Try some testcases and look for patterns
To illustrate this principle, consider two test cases from the Codesprint competition:
Picking Cards and
Coin Tosses**. In Picking Cards, there is a deck of cards each with a certain number of them, and you have to figure out the number of ways to arrange them in such a way that each card has before it at least as many cards as is the number on the card. So for example, a deck {A:0,B:0,C:1,D:3} could be arranged 4 ways: ABCD, BACD, ACBD, or BCAD, but not CADB, since C has a value of 1 but 0 cards before it and D has a value of 3 but only 2 cards before it. I tried some decks manually, and settled on a hypothesis: progressing along a sorted list of the cards from left to right, each card multiplies the number of ways by p+1-v, where p is the card's position in the sorted list and c is its value - so, for example, in our list of {A:0,B:0,C:1,D:3} (or {A:3,B:0,C:1,D:0}; the list is sorted first so it doesn't matter), we start off with 1 since there's only one type of empty deck, then the first card, with a position of 0 and a value of 0, gives us a p+1-v of 1, giving us a total of 1*1, or still 1, the second card (p=1,v=0) brings us to 2, the third card (p=2,v=1) doubles us again to 4, and the fourth card (p=3,v=3) keeps us at 4. The hypothesis checked out for a few other examples, so I implemented it in code.

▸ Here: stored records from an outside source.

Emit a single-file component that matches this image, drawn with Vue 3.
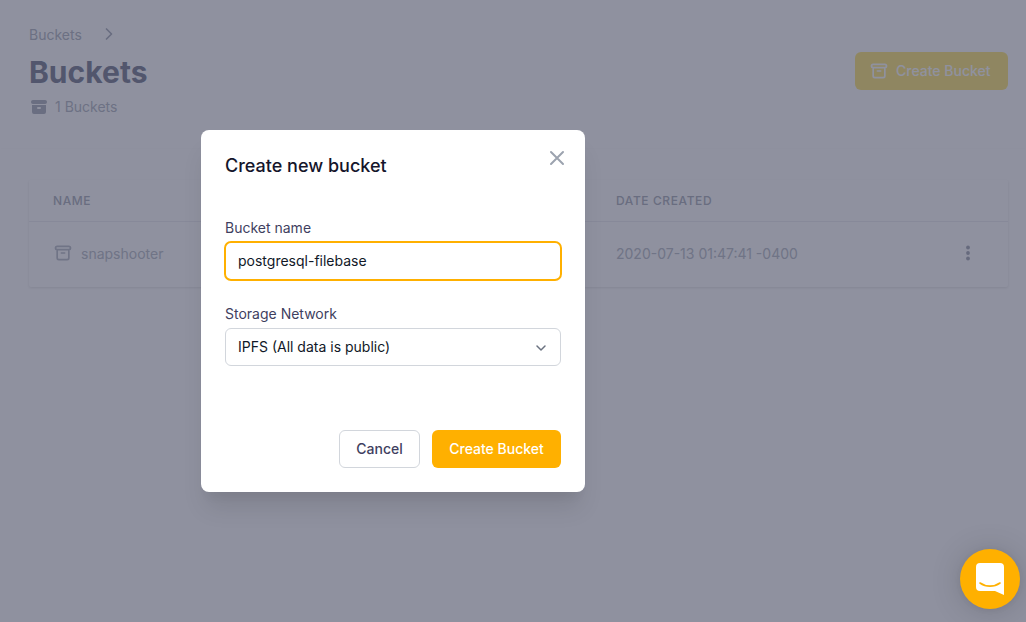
<script setup>
const kolom = ["NAME", "DATE CREATED"];
const bucket = { nama: "snapshooter", tanggal: "2020-07-13 01:47:41 -0400" };
</script>

<template>
  <div class="halaman">
    <header class="kepala">
      <div>
        <nav class="remah">
          <span>Buckets</span>
          <svg width="20" height="20" viewBox="0 0 20 20" fill="none" stroke="currentColor" stroke-width="1.7">
            <path d="M7.5 5l5 5-5 5" stroke-linecap="round" stroke-linejoin="round" />
          </svg>
        </nav>
        <h1>Buckets</h1>
        <div class="jumlah">
          <svg width="20" height="20" viewBox="0 0 20 20" fill="currentColor">
            <path d="M4 3a2 2 0 100 4h12a2 2 0 100-4H4z" />
            <path fill-rule="evenodd" d="M3 8h14v7a2 2 0 01-2 2H5a2 2 0 01-2-2V8zm5 3a1 1 0 011-1h2a1 1 0 110 2H9a1 1 0 01-1-1z" clip-rule="evenodd" />
          </svg>
          <span>1 Buckets</span>
        </div>
      </div>
      <button class="tombol-latar">
        <svg width="20" height="20" viewBox="0 0 24 24" fill="none" stroke="currentColor" stroke-width="2">
          <path d="M5 8h14M5 8a2 2 0 110-4h14a2 2 0 110 4M5 8v10a2 2 0 002 2h10a2 2 0 002-2V8m-9 4h4" stroke-linecap="round" stroke-linejoin="round" />
        </svg>
        Create Bucket
      </button>
    </header>

    <section class="tabel">
      <div class="baris baris-judul">
        <span v-for="k in kolom" :key="k">{{ k }}</span>
        <span></span>
      </div>
      <div class="baris baris-isi">
        <span class="nama">
          <svg width="20" height="20" viewBox="0 0 24 24" fill="none" stroke="currentColor" stroke-width="2">
            <path d="M5 8h14M5 8a2 2 0 110-4h14a2 2 0 110 4M5 8v10a2 2 0 002 2h10a2 2 0 002-2V8m-9 4h4" stroke-linecap="round" stroke-linejoin="round" />
          </svg>
          {{ bucket.nama }}
        </span>
        <span>{{ bucket.tanggal }}</span>
        <svg class="titik" width="20" height="20" viewBox="0 0 20 20" fill="currentColor">
          <circle cx="10" cy="4.5" r="1.9" />
          <circle cx="10" cy="10" r="1.9" />
          <circle cx="10" cy="15.5" r="1.9" />
        </svg>
      </div>
    </section>

    <div class="selubung">
      <div class="modal">
        <div class="modal-kepala">
          <h2>Create new bucket</h2>
          <button class="tutup" aria-label="Close">
            <svg width="24" height="24" viewBox="0 0 24 24" fill="none" stroke="currentColor" stroke-width="2">
              <path d="M6 18L18 6M6 6l12 12" stroke-linecap="round" stroke-linejoin="round" />
            </svg>
          </button>
        </div>

        <label class="label">Bucket name</label>
        <div class="isian fokus">postgresql-filebase</div>

        <label class="label label-dua">Storage Network</label>
        <div class="isian pilihan">
          <span>IPFS (All data is public)</span>
          <svg width="20" height="20" viewBox="0 0 20 20" fill="none" stroke="#6b7280" stroke-width="1.5">
            <path d="M6 8l4 4 4-4" stroke-linecap="round" stroke-linejoin="round" />
          </svg>
        </div>

        <div class="aksi">
          <button class="batal">Cancel</button>
          <button class="buat">Create Bucket</button>
        </div>
      </div>
    </div>

    <button class="obrolan" aria-label="Chat">
      <svg width="28" height="32" viewBox="0 0 28 32">
        <path d="M4 0h20a4 4 0 014 4v28l-9-4H4a4 4 0 01-4-4V4a4 4 0 014-4z" fill="#fff" />
        <path d="M4 20c6 4.2 14 4.2 20 0" fill="none" stroke="#ffb000" stroke-width="1.6" stroke-linecap="round" />
      </svg>
    </button>
  </div>
</template>

<style>
html,
body {
  margin: 0;
  background: #fff;
}
</style>

<style scoped>
.halaman {
  position: relative;
  width: 1026px;
  height: 622px;
  overflow: hidden;
  background: #fff;
  font-family: Inter, "Liberation Sans", sans-serif;
  font-size: 14px;
  color: #1f1f3d;
}
button {
  font-family: inherit;
}
.kepala {
  height: 148px;
  box-sizing: border-box;
  padding: 24px 18px 0 29px;
  display: flex;
  justify-content: space-between;
  align-items: flex-start;
  box-shadow: 0 1px 2px rgba(0, 0, 0, 0.015);
}
.remah {
  display: flex;
  align-items: center;
  gap: 17px;
  height: 20px;
  color: #b8bcc6;
}
.remah svg {
  color: #b2b6c0;
}
h1 {
  margin: 10px 0 0;
  font-size: 30px;
  line-height: 36px;
  font-weight: 700;
  letter-spacing: 0.02px;
  color: #84889a;
}
.jumlah {
  margin-top: 7px;
  display: flex;
  align-items: center;
  gap: 6px;
  line-height: 20px;
  color: #babec8;
}
.jumlah svg {
  color: #b4b8c2;
}
.tombol-latar {
  margin-top: 28px;
  width: 153px;
  height: 38px;
  padding: 0 0 2px 14px;
  border: 0;
  border-radius: 6px;
  background: #ffe983;
  color: #fff;
  font-size: 14px;
  font-weight: 500;
  display: flex;
  align-items: center;
  justify-content: flex-start;
  gap: 7px;
}
.tombol-latar svg {
  margin-top: 2px;
}
.tabel {
  margin: 32px 18px 0 29px;
  border-radius: 2px;
  box-shadow: 0 1px 3px rgba(0, 0, 0, 0.1);
}
.baris {
  display: grid;
  grid-template-columns: 563px 1fr 40px;
  align-items: center;
  padding: 0 20px 0 24px;
}
.baris-judul {
  height: 41px;
  font-size: 12px;
  font-weight: 500;
  letter-spacing: 0.6px;
  color: #b2b6c0;
  border-bottom: 1px solid #eeeff3;
}
.baris-isi {
  height: 65px;
  padding-bottom: 3px;
  box-sizing: border-box;
  color: #c0c4cc;
}
.nama {
  display: flex;
  align-items: center;
  gap: 8px;
}
.nama svg {
  color: #c0c4cc;
}
.titik {
  justify-self: center;
  color: #acb0bb;
}
.selubung {
  position: absolute;
  inset: 0;
  background: rgba(31, 35, 64, 0.5);
}
.modal {
  position: absolute;
  left: 201px;
  top: 130px;
  width: 384px;
  height: 362px;
  box-sizing: border-box;
  padding: 24px;
  background: #fff;
  border-radius: 8px;
  box-shadow: 0 20px 25px -5px rgba(0, 0, 0, 0.1), 0 10px 10px -5px rgba(0, 0, 0, 0.04);
  display: flex;
  flex-direction: column;
}
.modal-kepala {
  height: 23px;
  margin-bottom: 41px;
}
h2 {
  margin: 0;
  font-size: 18px;
  line-height: 23px;
  font-weight: 500;
  color: #15152b;
}
.tutup {
  position: absolute;
  top: 16px;
  right: 16px;
  padding: 0;
  border: 0;
  background: none;
  color: #9ca3af;
  line-height: 0;
}
.label {
  line-height: 20px;
  color: #3f3f5f;
  margin-bottom: 4px;
}
.label-dua {
  margin-top: 24px;
}
.isian {
  height: 38px;
  box-sizing: border-box;
  padding: 0 12px 2px;
  display: flex;
  align-items: center;
  border: 1px solid #d2d6dc;
  border-radius: 6px;
  color: #111827;
}
.fokus {
  height: 40px;
  margin: -1px;
  padding: 0 12px 2px;
  border: 2px solid #ffb000;
  border-radius: 7px;
}
.pilihan {
  justify-content: space-between;
  padding-right: 9px;
}
.pilihan svg {
  margin-top: 3px;
}
.aksi {
  margin-top: auto;
  display: flex;
  justify-content: flex-end;
  gap: 12px;
}
.aksi button {
  height: 38px;
  padding: 0 0 2px;
  border-radius: 6px;
  font-size: 14px;
  font-weight: 500;
}
.batal {
  width: 81px;
  background: #fff;
  border: 1px solid #d2d6dc;
  color: #3f3f5f;
}
.buat {
  width: 129px;
  background: #ffb000;
  border: 0;
  color: #fff;
}
.obrolan {
  position: absolute;
  left: 960px;
  top: 549px;
  width: 60px;
  height: 60px;
  padding: 0;
  border: 0;
  border-radius: 50%;
  background: #ffb000;
  box-shadow: 0 1px 6px rgba(0, 0, 0, 0.06), 0 2px 32px rgba(0, 0, 0, 0.16);
  display: flex;
  align-items: center;
  justify-content: center;
}
</style>
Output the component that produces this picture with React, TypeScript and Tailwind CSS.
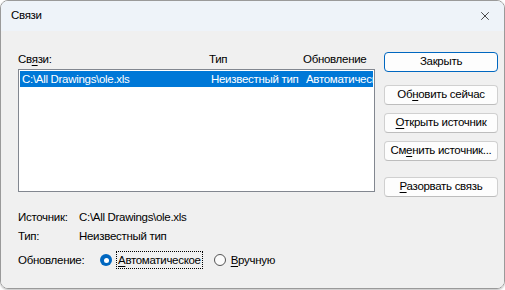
import React from 'react';
import { X } from 'lucide-react';

const U: React.FC<{ children: React.ReactNode }> = ({ children }) => (
  <span className="underline underline-offset-2">{children}</span>
);

const Btn: React.FC<{ children: React.ReactNode; primary?: boolean }> = ({ children, primary }) => (
  <button
    className={
      primary
        ? 'h-[20px] w-[114px] whitespace-nowrap rounded-[4px] border border-[#0067c0] bg-[#fdfdfd] text-[11.5px] tracking-[-0.3px] leading-none text-black'
        : 'h-[20px] w-[114px] whitespace-nowrap rounded-[4px] border border-[#d0d0d0] border-b-[#bdbdbd] bg-[#fdfdfd] text-[11.5px] tracking-[-0.3px] leading-none text-black'
    }
  >
    {children}
  </button>
);

const App: React.FC = () => {
  return (
    <div className="w-[505px] h-[290px] bg-white" style={{ fontFamily: '"Liberation Sans", Arial, sans-serif' }}>
      <div className="w-[505px] h-[289px] flex flex-col rounded-[8px] border border-[#9a9a9a] overflow-hidden shadow-[0_1px_2px_rgba(0,0,0,0.25)]">
        <div className="h-[30px] flex items-center justify-between bg-[#eef3f9] pl-[10px] pr-[10px]">
          <span className="text-[11.5px] tracking-[-0.3px] text-black">Связи</span>
          <X size={14} strokeWidth={1.2} className="text-black mr-[2px]" />
        </div>

        <div className="flex-1 bg-[#f0f0f0] pl-[17px] pr-[7px] text-[11.5px] tracking-[-0.3px] text-black leading-[16px]">
          <div className="flex gap-[9px] pt-[20px]">
            <div className="w-[357px] flex flex-col">
              <div className="flex h-[18px] items-start relative">
                <span>Св<U>я</U>зи:</span>
                <span className="absolute left-[191px]">Тип</span>
                <span className="absolute left-[285px]">Обновление</span>
              </div>
              <div className="h-[123px] border border-[#828790] bg-white p-[1px]">
                <div className="flex h-[16px] items-center bg-[#0078d7] text-white whitespace-nowrap overflow-hidden">
                  <span className="w-[191px] pl-[2px] shrink-0">C:\All Drawings\ole.xls</span>
                  <span className="w-[95px] shrink-0">Неизвестный тип</span>
                  <span>Автоматическое</span>
                </div>
              </div>
            </div>

            <div className="flex flex-col pt-[1px]">
              <Btn primary>Закрыть</Btn>
              <div className="mt-[13px] flex flex-col gap-[8px]">
                <Btn>Об<U>н</U>овить сейчас</Btn>
                <Btn><U>О</U>ткрыть источник</Btn>
                <Btn>См<U>е</U>нить источник...</Btn>
              </div>
              <div className="mt-[16px]">
                <Btn><U>Р</U>азорвать связь</Btn>
              </div>
            </div>
          </div>

          <div className="mt-[10px] flex flex-col">
            <div className="flex h-[19px] items-center">
              <span className="w-[61px]">Источник:</span>
              <span>C:\All Drawings\ole.xls</span>
            </div>
            <div className="flex h-[19px] items-center">
              <span className="w-[61px]">Тип:</span>
              <span>Неизвестный тип</span>
            </div>
            <div className="flex h-[24px] items-center mt-[3px]">
              <span className="w-[82px]">Обновление:</span>
              <span className="w-[12px] h-[12px] rounded-full bg-[#0067c0] flex items-center justify-center">
                <span className="w-[5px] h-[5px] rounded-full bg-white" />
              </span>
              <span className="ml-[4px] px-[1px] border border-dotted border-black leading-[16px]">
                <U>А</U>втоматическое
              </span>
              <span className="ml-[11px] w-[12px] h-[12px] rounded-full border border-[#555] bg-[#fbfbfb]" />
              <span className="ml-[5px]"><U>В</U>ручную</span>
            </div>
          </div>
        </div>
      </div>
    </div>
  );
};

export default App;
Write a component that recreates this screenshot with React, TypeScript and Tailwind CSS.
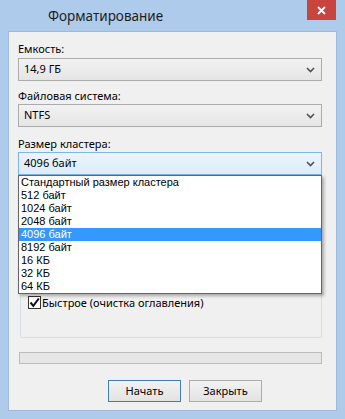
const Chevron = () => (
  <svg width="9" height="6" viewBox="0 0 9 6" className="text-[#505050]">
    <path d="M1 1 L4.5 4.5 L8 1" fill="none" stroke="currentColor" strokeWidth="1.6" />
  </svg>
);

const Select = ({ value, focused }: { value: string; focused?: boolean }) => (
  <div
    className={
      focused
        ? "h-[23px] flex items-center justify-between pl-[5px] pr-[6px] border border-[#7eb4ea] bg-gradient-to-b from-[#ecf4fc] to-[#dcecfc]"
        : "h-[23px] flex items-center justify-between pl-[5px] pr-[6px] border border-[#acacac] bg-gradient-to-b from-[#f2f2f2] to-[#e5e5e5]"
    }
  >
    <span className="text-[11px] text-black">{value}</span>
    <Chevron />
  </div>
);

const items = [
  "Стандартный размер кластера",
  "512 байт",
  "1024 байт",
  "2048 байт",
  "4096 байт",
  "8192 байт",
  "16 КБ",
  "32 КБ",
  "64 КБ",
];

const App = () => {
  return (
    <div
      className="w-[345px] h-[419px] bg-[#aecbeb] flex flex-col overflow-hidden"
      style={{ fontFamily: '"Noto Sans", "Open Sans", sans-serif' }}
    >
      <div className="h-[31px] relative flex items-center shrink-0">
        <span className="ml-[48px] text-[13.5px] text-[#1e1e1e] mt-[1px]">Форматирование</span>
        <div className="absolute right-[9px] top-0 w-[29px] h-[20px] bg-[#c7453c] flex items-center justify-center">
          <svg width="9" height="9" viewBox="0 0 9 9">
            <path d="M1 1 L8 8 M8 1 L1 8" stroke="white" strokeWidth="1.8" />
          </svg>
        </div>
      </div>

      <div className="mx-[8px] mb-[8px] flex-1 bg-[#f0f0f0] border border-[#9fbbd9] relative pl-[9px] pr-[14px] pt-[9px]">
        <div className="text-[11px] leading-[15px] text-black">Емкость:</div>
        <div className="mt-[2px]">
          <Select value="14,9 ГБ" />
        </div>
        <div className="text-[11px] leading-[15px] text-black mt-[7px]">Файловая система:</div>
        <div className="mt-[1px]">
          <Select value="NTFS" />
        </div>
        <div className="text-[11px] leading-[15px] text-black mt-[9px]">Размер кластера:</div>
        <div className="mt-[1px]">
          <Select value="4096 байт" focused />
        </div>

        <div className="ml-[2px] mt-[9px] h-[154px] border border-[#d5dfe5] rounded-[2px] flex flex-col justify-end pb-[28px] pl-[7px]">
          <div className="flex items-center gap-[1px]">
            <div className="w-[13px] h-[13px] border border-[#333] bg-white flex items-center justify-center">
              <svg width="11" height="11" viewBox="0 0 11 11">
                <path d="M1.5 5.5 L4.3 8.8 L9.8 1.5" fill="none" stroke="#111" strokeWidth="2" />
              </svg>
            </div>
            <span className="text-[11px] leading-[13px] text-black">Быстрое (очистка оглавления)</span>
          </div>
        </div>

        <div className="mt-[14px] ml-[1px] h-[12px] border border-[#bcbcbc] bg-[#e6e6e6]" />

        <div className="mt-[16px] flex gap-[8px] pl-[90px]">
          <button className="w-[73px] h-[22px] border border-[#3c7fb1] bg-gradient-to-b from-[#f2f2f2] to-[#e3e3e3] text-[11px] text-black">
            Начать
          </button>
          <button className="w-[73px] h-[22px] border border-[#acacac] bg-gradient-to-b from-[#f2f2f2] to-[#e3e3e3] text-[11px] text-black">
            Закрыть
          </button>
        </div>

        <div
          className="absolute left-[9px] top-[143px] w-[304px] bg-white border border-[#646464] shadow-[2px_2px_3px_rgba(0,0,0,0.3)]"
          style={{ fontFamily: '"Liberation Sans", Arial, sans-serif' }}
        >
          {items.map((it) => (
            <div
              key={it}
              className={
                it === "4096 байт"
                  ? "h-[13px] leading-[13px] pl-[2px] text-[11px] bg-[#3399ff] text-white"
                  : "h-[13px] leading-[13px] pl-[2px] text-[11px] text-black"
              }
            >
              {it}
            </div>
          ))}
        </div>
      </div>
    </div>
  );
};

export default App;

Hit submit, 20/20 score, done.
In Coin Tosses, there is a coin that has already been flipped and came out heads m times, and your job is to find the expected value of the number of tosses until the coin comes out n times in a row, potentially including those m. For example, for m = 2, n = 4, you might have a value of 4 (1111), 7 (1101111), 14 (11011000101111), and your job is to find what the value will be on average. Since you can't test expected value in your head (well, you could flip a coin whatever number of thousands of times until you're 95% confident that you're right, but here that would have been even harder than the mathematical approach) I immediately sat down with pen and paper and devised an unwieldy expression to find the expected value, by calculating the expected value in terms of itself (essentially, EV = 0.5(EV + 1) + 0.25(EV + 2) + 0.125(EV + 3) + ... + 1/2
n(EV + n)), and then following the grade 9 algebra trick of moving all the variables to the left. Then I brought m into the picture, and I implemented the result in code:
cases = int(raw_input())
for i in range(cases):
line = raw_input()
n = int(line[:line.find(' ')])
m = int(line[line.find(' ') + 1:])
evfromscratch = 0
for i in range(1,n+1): evfromscratch += i * 2.0 ** (n-i)
evfromscratch += n
ev = 0
for i in range(1,n-m+1): ev += (i + evfromscratch) / 2.0 ** i
ev += (n-m) / 2.0 ** (n-m)
print ("%.2f" % round(ev,2))
The variable
evfromscratch
gives you the expected value given 0 prior heads, and
ev
gives you the value for m prior heads. The algorithm was perfect, and fairly quick, but there was a practical difficulty: I was getting errors because in python numbers start to round off when you try to store really big numbers. So I started to look for a different solution. Looking back now, the reason why it failed is that the ev variable brings in decimals, which causes python to switch from integers, which are stored as exact values, to floats, which round off after about 16 decimal places (52 binary places, to be exact). I didn't know this, but I decided to look for a better solution. I ran the code a few dozen times with some different test cases, and I saw a pattern, which I promptly implemented in code:
cases = int(raw_input())
for i in range(cases):
line = raw_input()
n = int(line[:line.find(' ')])
m = int(line[line.find(' ') + 1:])
print str(2 * (2 ** n - 2 ** m)) + ".00"
Full marks. Done. I don't know why it works, but it does, no rigorous proof required. I don't know why the rule for Picking Cards works either - I could go and spend hours trying to prove both, but I won't. And that is the key: unlike in the world of mathematics, where something without a formal proof is merely a "conjecture", in computer programming you don't need to know exactly why something works - if it works, you can use it. You do need a theoretical background to be able to make educated guesses in the first place, but often a vague intuitive idea of why something might work will suffice - the insight I had that got me to the solution for the picking cards problem so quickly was "deck of cards problems tend to involve factorials". A few empirical tests from there, and I had my algorithm.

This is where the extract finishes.